Canta ed elogia i malandrini, Merante centra l'obiettivo: tanta pubblicità (gratuita) e pessima musica

Testi imbarazzanti che spaziano dalle corna coniugali ai carcerati, catturando l’attenzione di quel (numeroso) pubblico fissato di “malandrineria”

Saltano fuori ciclicamente, sempre urlate, sempre uguali: le campagne di sdegno contro “i canti di malavita” – questa volta corredate da esposto del sindacato di polizia in procura – arrivano come le mareggiate di scirocco: violente, effimere e foriere di macerie. E proprio come per le mareggiate di scirocco, il più delle volte si risolvono dietro un gran rumore indistinto che svanisce in poche ore. Questa volta, sotto i riflettori c’è finita Teresa Merante «una cantante che predilige il genere folk etnico» come spiega sui suoi social che viaggiano con numeri da influencer a sei crifre.

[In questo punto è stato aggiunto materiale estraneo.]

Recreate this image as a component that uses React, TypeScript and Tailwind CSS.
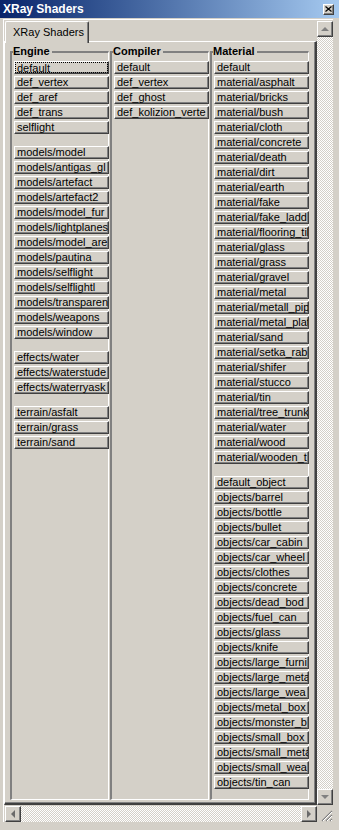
import clsx from 'clsx';

const ENGINE: string[][] = [
  ['default', 'def_vertex', 'def_aref', 'def_trans', 'selflight'],
  [
    'models/model',
    'models/antigas_gl',
    'models/artefact',
    'models/artefact2',
    'models/model_fur',
    'models/lightplanes',
    'models/model_are',
    'models/pautina',
    'models/selflight',
    'models/selflightl',
    'models/transparen',
    'models/weapons',
    'models/window',
  ],
  ['effects/water', 'effects/waterstude', 'effects/waterryask'],
  ['terrain/asfalt', 'terrain/grass', 'terrain/sand'],
];

const COMPILER: string[][] = [['default', 'def_vertex', 'def_ghost', 'def_kolizion_verte']];

const MATERIAL: string[][] = [
  [
    'default',
    'material/asphalt',
    'material/bricks',
    'material/bush',
    'material/cloth',
    'material/concrete',
    'material/death',
    'material/dirt',
    'material/earth',
    'material/fake',
    'material/fake_ladd',
    'material/flooring_til',
    'material/glass',
    'material/grass',
    'material/gravel',
    'material/metal',
    'material/metall_pip',
    'material/metal_plat',
    'material/sand',
    'material/setka_rab',
    'material/shifer',
    'material/stucco',
    'material/tin',
    'material/tree_trunk',
    'material/water',
    'material/wood',
    'material/wooden_t',
  ],
  [
    'default_object',
    'objects/barrel',
    'objects/bottle',
    'objects/bullet',
    'objects/car_cabin',
    'objects/car_wheel',
    'objects/clothes',
    'objects/concrete',
    'objects/dead_bod',
    'objects/fuel_can',
    'objects/glass',
    'objects/knife',
    'objects/large_furni',
    'objects/large_meta',
    'objects/large_wea',
    'objects/metal_box',
    'objects/monster_b',
    'objects/small_box',
    'objects/small_meta',
    'objects/small_wea',
    'objects/tin_can',
  ],
];

const raised =
  'border-t border-l border-t-white border-l-white border-b border-r border-b-[#404040] border-r-[#404040] shadow-[inset_-1px_-1px_0_#808080]';

function ShaderButton({ label, focused }: { label: string; focused?: boolean }) {
  return (
    <div className={clsx('h-[13px] w-[95px] ml-[1px] shrink-0 bg-[#d4d0c8] overflow-hidden', raised)}>
      <div
        className={clsx(
          'h-[11px] text-[11px] leading-[11px] whitespace-nowrap overflow-hidden text-black',
          focused ? 'border border-dotted border-black pl-[1px] leading-[9px]' : 'pl-[2px]'
        )}
      >
        {label}
      </div>
    </div>
  );
}

function ShaderColumn({ title, groups, focusFirst }: { title: string; groups: string[][]; focusFirst?: boolean }) {
  return (
    <fieldset className="min-w-0 m-0 p-0 pl-[1px] border-l-2 border-t-2 border-r border-b border-l-[#808080] border-t-[#808080] border-r-white border-b-white">
      <legend className="p-0 pr-[2px] text-[11px] leading-[11px] font-bold text-black">{title}</legend>
      <div className="flex flex-col gap-[12px] pt-[4px]">
        {groups.map((group, gi) => (
          <div key={gi} className="flex flex-col gap-[2px]">
            {group.map((label, i) => (
              <ShaderButton key={label + i} label={label} focused={focusFirst && gi === 0 && i === 0} />
            ))}
          </div>
        ))}
      </div>
    </fieldset>
  );
}

function Arrow({ dir }: { dir: 'up' | 'down' | 'left' | 'right' }) {
  const pts = {
    up: '4,1 0,5 8,5',
    down: '0,1 8,1 4,5',
    left: '5,0 5,8 1,4',
    right: '1,0 1,8 5,4',
  }[dir];
  const vertical = dir === 'up' || dir === 'down';
  return (
    <div className={clsx('w-[16px] h-[16px] shrink-0 bg-[#d4d0c8] flex items-center justify-center', raised)}>
      <svg width={vertical ? 8 : 6} height={vertical ? 6 : 8} viewBox={vertical ? '0 0 8 6' : '0 0 6 8'}>
        <polygon points={pts} fill={vertical ? '#808080' : '#6a6a6a'} />
      </svg>
    </div>
  );
}

const track =
  'bg-[repeating-conic-gradient(#ffffff_0%_25%,#d4d0c8_0%_50%)] [background-size:2px_2px]';

export default function App() {
  return (
    <div className="w-[339px] h-[830px] bg-[#d4d0c8] flex flex-col font-['Liberation_Sans',Arial,sans-serif] select-none overflow-hidden">
      {/* title bar */}
      <div className="h-[18px] shrink-0 flex items-center pl-[3px] pr-[5px] bg-gradient-to-r from-[#0a246a] to-[#a6caf0]">
        <span className="flex-1 text-white font-bold text-[12px] leading-[14px]">XRay Shaders</span>
        <div className={clsx('w-[11px] h-[11px] bg-[#d4d0c8] flex items-center justify-center', raised)}>
          <svg width="7" height="6" viewBox="0 0 7 6">
            <path d="M0.5 0.5 L6.5 5.5 M6.5 0.5 L0.5 5.5" stroke="#000" strokeWidth="1.2" />
          </svg>
        </div>
      </div>

      {/* frame */}
      <div className="mt-[1px] ml-[3px] w-[330px] border-t border-l border-white flex flex-col">
        <div className="flex">
          {/* page area */}
          <div className="w-[313px] flex flex-col">
            <div className="flex pt-[1px] pl-[1px] h-[22px]">
              <div className="relative z-10 w-[84px] h-[22px] bg-[#d4d0c8] border-t border-l border-white border-r border-r-[#404040] shadow-[inset_-1px_0_0_#808080] rounded-tl-[2px] rounded-tr-[2px] pl-[7px] pt-[4px] text-[11px] leading-[12px] text-black">
                XRay Shaders
              </div>
            </div>
            <div className="h-[764px] -mt-[1px] border-t border-l border-white border-r-2 border-b-2 border-r-[#404040] border-b-[#404040] shadow-[inset_-1px_-1px_0_#808080] pl-[5px] pr-[5px] pt-[4px] pb-[3px] grid grid-cols-[99px_99px_99px] gap-x-[1px]">
              <ShaderColumn title="Engine" groups={ENGINE} focusFirst />
              <ShaderColumn title="Compiler" groups={COMPILER} />
              <ShaderColumn title="Material" groups={MATERIAL} />
            </div>
          </div>

          {/* vertical scrollbar */}
          <div className="w-[16px] flex flex-col pt-[1px]">
            <Arrow dir="up" />
            <div className={clsx('flex-1', track)} />
            <Arrow dir="down" />
          </div>
        </div>

        {/* horizontal scrollbar */}
        <div className="flex mt-[1px] h-[16px]">
          <div className="w-[313px] flex pl-[1px]">
            <Arrow dir="left" />
            <div className={clsx('flex-1', track)} />
            <Arrow dir="right" />
          </div>
          <div className="w-[16px] h-[16px] flex items-end justify-end">
            <svg width="12" height="12" viewBox="0 0 12 12">
              <path d="M11 1 L1 11 M11 5 L5 11 M11 9 L9 11" stroke="#808080" strokeWidth="1.2" />
              <path d="M11 2 L2 11 M11 6 L6 11 M11 10 L10 11" stroke="#ffffff" strokeWidth="1" />
            </svg>
          </div>
        </div>
      </div>
    </div>
  );
}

Nel catalogo on-line della cantante – anche qui i numeri, quasi 500 mila ascolti su Spotify nel 2020, fanno riflettere – si trova un po’ di tutto, e questo tutto ha un denominatore comune fatto di scarsissime doti musicali e testi imbarazzanti che spaziano dalle corna coniugali ai carcerati, catturando l’attenzione di quel (numeroso) pubblico fissato di “malandrineria” e ammaliato da distorti revisionismi del passato preunitario. Pubblico che una volta assaltava le bancarelle delle feste di paese cercando musicassette e cd sui banconi dei vucumprà e ora naviga nella musica liquida del suo smartphone comprato a rate.

CANTI DI MALAVITA

Qualche anno fa, subito dopo la strage di Duisburg del 2007, in Germania emersero canti e ballate che raccontavano, esaltandole, le storie di fantomatici personaggi ‘ndranghetistici ammantati di auree da antieroe ante litteram. Un vero e proprio boom di vendite, concerti e contatti online che catturarono anche l’attenzione del maggior settimanale tedesco “Der Spiegel”, e che finirono, come nella migliore delle rappresentazioni della commedia all’italiana, con un’indagine della procura sulle presunte minacce subite dal titolare del museo della ndrangheta che si era visto piombare in ufficio, un paio di personaggi improbabili, che chiedevano conto dei loro “diritti d’autore” sui loro testi esposti agli studenti come antropologia ndranghetista. Nel mezzo, le polemiche sul video trap – storia di un paio di anni fa – su Glock 21, il rosarnese imparentato con i Bellocco che cantava con la faccia cattiva del rapper da gang del ghetto, sbandierando mitra e orologi d’oro. «I calabresi non sono tutti così» ammoniva il ghota del giornalismo italiano che indicava il rolex e ignorava il paesaggio post apocalittico che faceva da sfondo al video e che rappresenta la realtà quotidiana per circa 15 mila abitanti di una normale cittadina del reggino. Poi, dopo la sbornia mediatica, Glock 21 è tornato nell’oblio che si meritava, il paesaggio post apocalittico invece è rimasto tale e quale.

PUBBLICITA’ GRATUITA

Quello che salta fuori ogni volta che esplode una polemica sui canti di malavita – che, giova ricordare a tutti, continuano ad avere il loro mercato semiclandestino fatto di emigrati delle generazioni più anziani, sottoproletari di periferia, e semplici fissati con il fatto che tutto quello che è folk fa rima con calabresità – è la pubblicità gratuita fatta a pseudo artisti il cui unico merito è stuzzicare la falsa coscienza di chi crede che il problema della Calabria sia la canzone su “Ossu, Mastrossu e Carcagnossu”, che tra l’altro è il fulcro del primo, memorabile, libro scritto dal procuratore Nicola Gratteri. C’è da rammaricarsi che simile sdegno non spuntò fuori ai tempi degli “Omerthà” (che con un nome simile, adesso, si sarebbero tirati dietro gli strali di tutti): quella band, negli anni ’90, suonava il grunge e cantava in dialetto l’alienazione della provincia profonda: magari suonerebbero ancora.